Dona Vera trabalha como diarista na minha casa desde que me mudei para Moema.
Toda terça ela chega às 8:30 da manhã vindo lá de Suzano, 74 km de distância da minha casa, trajeto este que ela faz de trem, metrô e ônibus.
Chegou muito reservada, mas logo logo meu jeito entrão bem carioca a fez abrir um pouco a guarda para mim.
Senhora batalhadora, toda semana me ensina muitas coisas.
Diz sempre que não pôde aprender com a escola, então aprendeu com Jesus.
A conversão aconteceu depois que um dos seus filhos se envolveu com o crack. Implorou para Deus que o tirasse daquela vida e que se isso ocorresse lhe seria fiel para o resto de seus dias.
Seu filho está sóbrio há muitos anos e desde então ela frequenta a igreja todos os dias.
As tragédias na vida dessa senhora não são poucas, e se um dia ela me autorizar eu conto para vocês.
Mas a ideia de falar um pouco sobre essa senhora é para refletirmos um pouco sobre quem achamos que somos.
Dona Vera acha muito estranho como as coisas funcionam aqui em casa e ficou completamente desnorteada quando a chamei em seu primeiro dia trabalhando na minha casa, para sentar à mesa comigo assim que o almoço (que ela preparou) ficou pronto.
Disse que nos lugares que ela trabalha, existe a louça adequada para ela, que são as quebradas e velhas, e que na maioria das vezes a comida que ela come é diferente da que ela serve para as suas patroas.
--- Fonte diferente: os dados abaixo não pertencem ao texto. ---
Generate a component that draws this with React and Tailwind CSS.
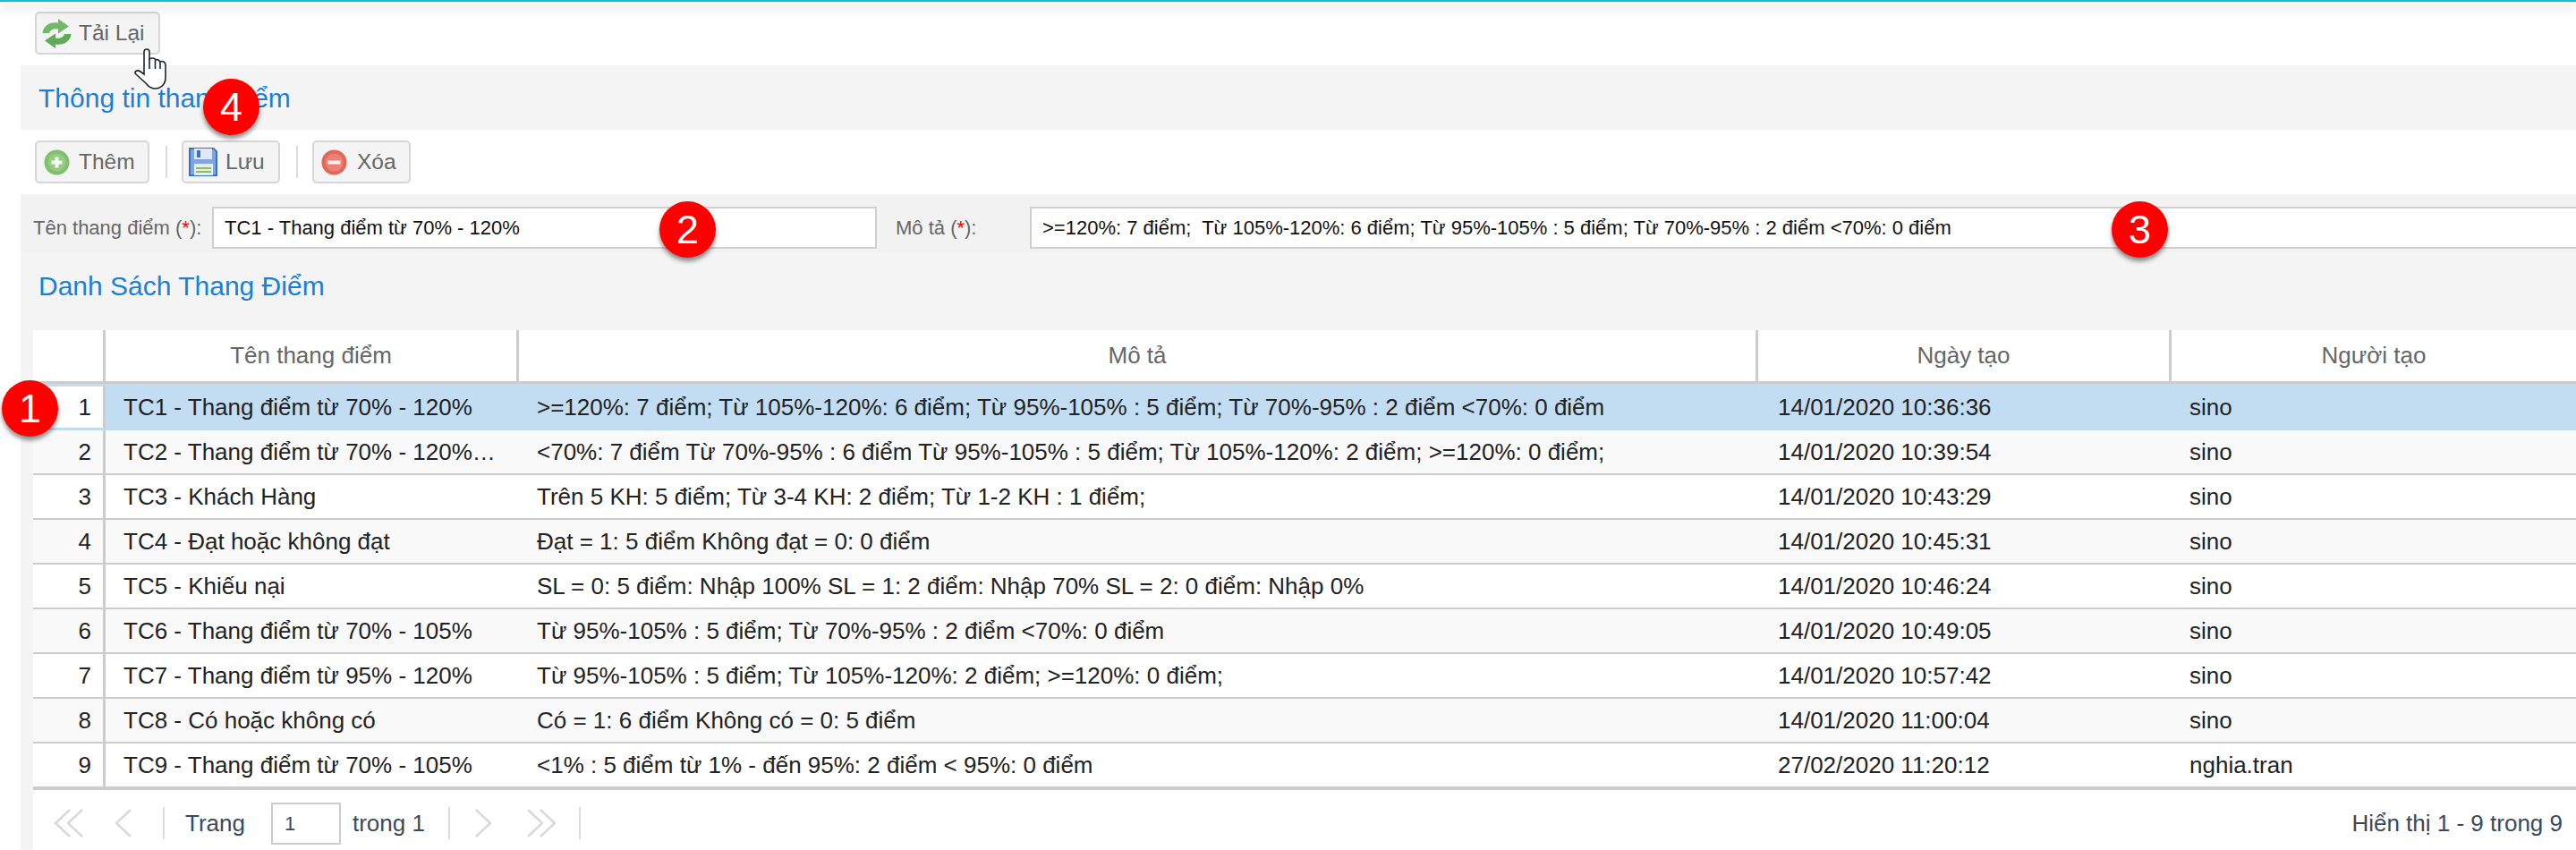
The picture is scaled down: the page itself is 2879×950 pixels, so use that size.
import React from "react";

const rows = [
  ["TC1 - Thang điểm từ 70% - 120%", ">=120%: 7 điểm; Từ 105%-120%: 6 điểm; Từ 95%-105% : 5 điểm; Từ 70%-95% : 2 điểm <70%: 0 điểm", "14/01/2020 10:36:36", "sino"],
  ["TC2 - Thang điểm từ 70% - 120%…", "<70%: 7 điểm Từ 70%-95% : 6 điểm Từ 95%-105% : 5 điểm; Từ 105%-120%: 2 điểm; >=120%: 0 điểm;", "14/01/2020 10:39:54", "sino"],
  ["TC3 - Khách Hàng", "Trên 5 KH: 5 điểm; Từ 3-4 KH: 2 điểm; Từ 1-2 KH : 1 điểm;", "14/01/2020 10:43:29", "sino"],
  ["TC4 - Đạt hoặc không đạt", "Đạt = 1: 5 điểm Không đạt = 0: 0 điểm", "14/01/2020 10:45:31", "sino"],
  ["TC5 - Khiếu nại", "SL = 0: 5 điểm: Nhập 100% SL = 1: 2 điểm: Nhập 70% SL = 2: 0 điểm: Nhập 0%", "14/01/2020 10:46:24", "sino"],
  ["TC6 - Thang điểm từ 70% - 105%", "Từ 95%-105% : 5 điểm; Từ 70%-95% : 2 điểm <70%: 0 điểm", "14/01/2020 10:49:05", "sino"],
  ["TC7 - Thang điểm từ 95% - 120%", "Từ 95%-105% : 5 điểm; Từ 105%-120%: 2 điểm; >=120%: 0 điểm;", "14/01/2020 10:57:42", "sino"],
  ["TC8 - Có hoặc không có", "Có = 1: 6 điểm Không có = 0: 5 điểm", "14/01/2020 11:00:04", "sino"],
  ["TC9 - Thang điểm từ 70% - 105%", "<1% : 5 điểm từ 1% - đến 95%: 2 điểm < 95%: 0 điểm", "27/02/2020 11:20:12", "nghia.tran"],
];

function RefreshIcon() {
  return (
    <svg width="33" height="33" viewBox="0 0 33 33" className="shrink-0">
      <path d="M0.5 16 C1 8 9 3 18 4.5 L18 0 L30 8.5 L18 16.5 L18 11.5 C13 10.5 9 12.5 8 16 Z" fill="#6fb968" />
      <path d="M32.5 17 C32 25 24 30 15 28.5 L15 33 L3 24.5 L15 16.5 L15 21.5 C20 22.5 24 20.5 25 17 Z" fill="#5dac58" />
    </svg>
  );
}

function PlusIcon() {
  return (
    <svg width="29" height="29" viewBox="0 0 29 29" className="shrink-0">
      <circle cx="14.5" cy="14.5" r="14" fill="#7fbf6e" />
      <circle cx="14.5" cy="14.5" r="10" fill="#93cc82" />
      <path d="M14.5 8.5 V20.5 M8.5 14.5 H20.5" stroke="#f4fbf2" strokeWidth="4" />
    </svg>
  );
}

function MinusIcon() {
  return (
    <svg width="29" height="29" viewBox="0 0 29 29" className="shrink-0">
      <circle cx="14.5" cy="14.5" r="14" fill="#e2685b" />
      <circle cx="14.5" cy="14.5" r="10" fill="#ee8076" />
      <path d="M7.5 14.5 H21.5" stroke="#fdf3f1" strokeWidth="4" />
    </svg>
  );
}

function SaveIcon() {
  return (
    <svg width="32" height="32" viewBox="0 0 32 32" className="shrink-0">
      <path d="M0 0 H28 L32 4 V32 H0 Z" fill="#3f70bd" />
      <path d="M2 2 H28 L30 5 V30 H2 Z" fill="#7ea7e2" />
      <rect x="6" y="1" width="20" height="12" fill="#dfe8f6" />
      <rect x="9" y="3" width="4" height="8" fill="#3f70bd" />
      <rect x="6" y="18" width="21" height="13" fill="#e6efe0" />
      <rect x="8" y="22" width="17" height="2" fill="#8dbb6b" />
      <rect x="8" y="26" width="17" height="2" fill="#8dbb6b" />
    </svg>
  );
}

function Hand() {
  return (
    <svg width="60" height="60" viewBox="0 0 60 60" className="absolute left-[140px] top-[45px]">
      <path
        d="M21 13 Q21 10 24 10 Q27 10 27 13 V21 Q28 20 31 20 Q33 20 34 22 Q35 21 37 22 Q38 23 39 24 Q41 23 43 24 Q45 25 45 28 V42 Q45 50 38 53 Q33 55 29 53 Q26 52 23 48 L12 38 Q10 36 12 34.5 Q14 33 17 35 L21 38 Z"
        fill="#fff"
        stroke="#1d2430"
        strokeWidth="1.6"
      />
      <path d="M27 21 V32 M33.5 22 V32 M39 24 V32" stroke="#1d2430" strokeWidth="1.6" fill="none" />
    </svg>
  );
}

function Badge({ n, className }) {
  return (
    <div className={"absolute flex h-[63px] w-[63px] items-center justify-center rounded-full bg-[#ff0000] text-[45px] leading-none text-white shadow-[0_4px_5px_rgba(0,0,0,0.45)] " + className}>
      {n}
    </div>
  );
}

function Btn({ icon, label, className }) {
  return (
    <button className={"flex h-[48px] items-center rounded-[5px] border-2 border-[#d6d6d6] bg-[#f4f4f4] text-[24.5px] text-[#666] " + className}>
      {icon}
      <span>{label}</span>
    </button>
  );
}

function Chevron({ double, left, className }) {
  const d = left ? (double ? "M18 1 L2 16 L18 31" : "M20 1 L4 16 L20 31") : "M2 1 L18 16 L2 31";
  return (
    <svg width={double ? 34 : 22} height="33" viewBox={double ? "0 0 34 33" : "0 0 22 33"} fill="none" stroke="#d9d9d9" strokeWidth="2.5" className={className}>
      <path d={d} />
      {double && <path d={left ? "M32 1 L16 16 L32 31" : "M16 1 L32 16 L16 31"} />}
    </svg>
  );
}

const Sep = ({ className }) => <div className={"h-[36px] w-[2px] bg-[#dcdcdc] " + className} />;

export default function App() {
  return (
    <div className="relative h-[950px] w-[2879px] overflow-hidden bg-white font-['Liberation_Sans',Arial,sans-serif]">
      <div className="relative z-10 h-[2px] bg-[#17bcd6] shadow-[0_5px_14px_rgba(0,0,0,0.38)]" />
      <div className="ml-[23px]">
        <div className="h-[71px] pl-4 pt-[11px]">
          <Btn icon={<RefreshIcon />} label="Tải Lại" className="w-[140px] gap-[8px] pl-[6px]" />
        </div>

        <div className="flex h-[72px] items-center bg-[#f4f4f4] pl-5 text-[30px] text-[#1c7fd4]">Thông tin thang điểm</div>

        <div className="flex h-[72px] items-center pl-4">
          <Btn icon={<PlusIcon />} label="Thêm" className="w-[128px] gap-[10px] pl-[8px]" />
          <Sep className="ml-[18px] mr-[16px]" />
          <Btn icon={<SaveIcon />} label="Lưu" className="w-[110px] gap-[9px] pl-[6px]" />
          <Sep className="ml-[18px] mr-[16px]" />
          <Btn icon={<MinusIcon />} label="Xóa" className="w-[110px] gap-[11px] pl-[8px]" />
        </div>

        <div className="h-[152px] bg-[#f4f4f4]">
          <div className="flex h-[66px] items-start bg-[#f2f2f2] pt-[14px] text-[22px]">
            <label className="flex h-[47px] w-[214px] items-center pl-[14px] text-[#666]">
              <span>Tên thang điểm (<span className="text-[#f00]">*</span>):</span>
            </label>
            <div className="flex h-[47px] w-[743px] items-center border-2 border-[#cfcfcf] bg-white pl-3 text-[#111]">TC1 - Thang điểm từ 70% - 120%</div>
            <label className="flex h-[47px] w-[171px] items-center pl-[21px] text-[#666]">
              <span>Mô tả (<span className="text-[#f00]">*</span>):</span>
            </label>
            <div className="flex h-[47px] flex-1 items-center whitespace-pre border-y-2 border-l-2 border-[#cfcfcf] bg-white pl-3 text-[#111]">{">=120%: 7 điểm;  Từ 105%-120%: 6 điểm; Từ 95%-105% : 5 điểm; Từ 70%-95% : 2 điểm <70%: 0 điểm"}</div>
          </div>
          <div className="flex h-[72px] items-center pl-5 text-[30px] text-[#1c7fd4]">Danh Sách Thang Điểm</div>
        </div>

        <div className="flex">
          <div className="w-[14px] shrink-0 bg-[#f4f4f4]" />
          <div className="flex-1">
            <table className="w-[2842px] table-fixed border-separate border-spacing-0 text-[26px] text-[#222]">
              <colgroup>
                <col className="w-[81px]" />
                <col className="w-[462px]" />
                <col className="w-[1385px]" />
                <col className="w-[462px]" />
                <col />
              </colgroup>
              <thead>
                <tr className="h-[60px] text-[#666]">
                  <th className="border-b-[3px] border-r-[3px] border-[#ccc] font-normal" />
                  <th className="border-b-[3px] border-r-[3px] border-[#ccc] font-normal">Tên thang điểm</th>
                  <th className="border-b-[3px] border-r-[3px] border-[#ccc] font-normal">Mô tả</th>
                  <th className="border-b-[3px] border-r-[3px] border-[#ccc] font-normal">Ngày tạo</th>
                  <th className="border-b-[3px] border-[#ccc] font-normal">Người tạo</th>
                </tr>
              </thead>
              <tbody>
                {rows.map((r, i) => {
                  const selected = i === 0;
                  const last = i === rows.length - 1;
                  const bg = selected ? "bg-[#c2dcf2]" : i % 2 === 1 ? "bg-[#f9f9f9]" : "bg-white";
                  const border = selected ? "" : last ? "border-b-4 border-[#ccc]" : "border-b-2 border-[#ccc]";
                  return (
                    <tr key={i} className={selected || last ? "h-[52px]" : "h-[50px]"}>
                      <td className={"border-r-[3px] pr-[13px] pt-[1px] text-right " + (selected ? "border-y-[3px] border-y-[#c2dcf2] border-r-[#ccc] bg-white" : bg + " border-r-[#ccc] " + border)}>{i + 1}</td>
                      <td className={"whitespace-nowrap pl-[20px] pt-[1px] " + bg + " " + border}>{r[0]}</td>
                      <td className={"whitespace-nowrap pl-[20px] pt-[1px] " + bg + " " + border}>{r[1]}</td>
                      <td className={"whitespace-nowrap pl-[22px] pt-[1px] " + bg + " " + border}>{r[2]}</td>
                      <td className={"whitespace-nowrap pl-[20px] pt-[1px] " + bg + " " + border}>{r[3]}</td>
                    </tr>
                  );
                })}
              </tbody>
            </table>

            <div className="flex h-[67px] items-center pt-[7px] text-[26px] text-[#3a4a5c]">
              <Chevron double left className="ml-[23px]" />
              <Chevron left className="ml-[32px]" />
              <Sep className="ml-[34px]" />
              <span className="ml-[23px]">Trang</span>
              <div className="ml-[29px] flex h-[47px] w-[78px] items-center border-2 border-[#ccc] pl-[13px] text-[22px]">1</div>
              <span className="ml-[13px]">trong 1</span>
              <Sep className="ml-[26px]" />
              <Chevron className="ml-[27px]" />
              <Chevron double className="ml-[36px]" />
              <Sep className="ml-[25px]" />
              <span className="ml-auto mr-[15px]">Hiển thị 1 - 9 trong 9</span>
            </div>
          </div>
        </div>
      </div>

      <Hand />
      <Badge n="4" className="left-[227px] top-[88px]" />
      <Badge n="2" className="left-[737px] top-[225px]" />
      <Badge n="3" className="left-[2360px] top-[225px]" />
      <Badge n="1" className="left-[2px] top-[425px]" />
    </div>
  );
}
E que sentar-se na mesa com uma patroa seria algo tão impensável que ela estava morrendo de vergonha de comer na minha frente.
OI?
Senta aí, Dona Vera, vamos almoçar que eu tô morrendo de fome.
O almoço só começa depois que Dona Vera faz uma bonita oração, agradecendo a refeição e pedindo frutos para a (minha) casa e os moradores que nela habitam.
Certa vez, me contou que uma moça ficou com nojo dela no ônibus, por causa de sua cor.
OI?
E outro dia a peguei colocando água da pia no copo para beber.
– PÓPARAR DONA VERA! A senhora sabe que tem água na geladeira e no armário, que que a senhora tá pegando da pia?
OI?
Hoje ela estava me perguntando se eu havia jogado na mega sena, e se eu mudaria de jeito caso ganhasse dinheiro. Respondi que achava que continuaria a mesma, e que se fosse para eu me tornar uma pessoa arrogante que eu não ganhasse então na loteria.
Eu ri da improbabilidade da situação, mas ela não. Ela estava me perguntando de verdade para no final refletir:
– Eu não queria ficar rica não, eu só queria não passar por nenhum aperto, para mim já estaria de bom tamanho.
O que faz a Dona Vera ser diferente de mim? A ponto de não poder beber uma água mineral ou dividir uma refeição comigo?
Essa mulher tem muito mais histórias de superação nessa vida do que muitos de nós reunidos.
Aliás, ela é diferente de mim porque ela tem muito mais raça e força que eu, que sempre tive de tudo, e no pódio da vida ela deveria estar lá em cima, mas não.
Essa sociedade medíocre que vivemos pré-determina quem é digno ou não, esquecendo de fato o real significado que a palavra dignidade possui.
Quem somos nós na fila do pão?
Eu não sei, mas sou daquelas que questiona o significado da minha existência nesse mundo, e qualquer tipo de desprezo me faz ter vergonha dos meus semelhantes , os tais seres humanos.
Ainda tenho muito a evoluir, mas confesso que me dá nos nervos perceber que nessa corrida evolutiva tem muito retardatário por aí!